◆ **RECORDS**
## begin

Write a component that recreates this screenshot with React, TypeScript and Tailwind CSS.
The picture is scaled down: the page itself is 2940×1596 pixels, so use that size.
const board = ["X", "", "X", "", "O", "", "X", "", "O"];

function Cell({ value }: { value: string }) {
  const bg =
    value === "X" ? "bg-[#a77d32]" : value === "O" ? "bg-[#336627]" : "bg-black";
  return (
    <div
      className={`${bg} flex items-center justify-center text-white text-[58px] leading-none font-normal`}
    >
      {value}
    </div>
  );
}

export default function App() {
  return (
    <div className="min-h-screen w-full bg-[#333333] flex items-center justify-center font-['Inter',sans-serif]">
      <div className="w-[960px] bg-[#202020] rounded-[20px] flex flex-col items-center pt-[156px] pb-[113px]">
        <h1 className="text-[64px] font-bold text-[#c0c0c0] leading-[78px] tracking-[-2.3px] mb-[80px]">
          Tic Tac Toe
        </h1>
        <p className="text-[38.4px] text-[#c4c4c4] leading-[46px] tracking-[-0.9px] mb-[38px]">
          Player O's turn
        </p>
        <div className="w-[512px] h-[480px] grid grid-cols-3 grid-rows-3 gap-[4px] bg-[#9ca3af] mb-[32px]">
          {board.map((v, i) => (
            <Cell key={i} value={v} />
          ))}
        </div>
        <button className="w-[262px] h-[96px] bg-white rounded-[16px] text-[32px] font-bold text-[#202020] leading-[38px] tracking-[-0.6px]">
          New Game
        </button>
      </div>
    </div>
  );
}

## end
## begin

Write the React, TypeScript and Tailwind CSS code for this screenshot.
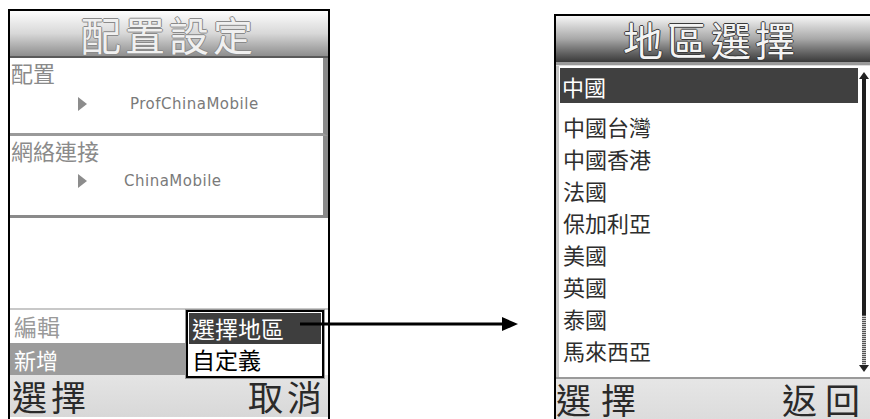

## end

Where a line of the entries contains the word "React", copy that line.

Write a component that recreates this screenshot with React, TypeScript and Tailwind CSS.
Write the React, TypeScript and Tailwind CSS code for this screenshot.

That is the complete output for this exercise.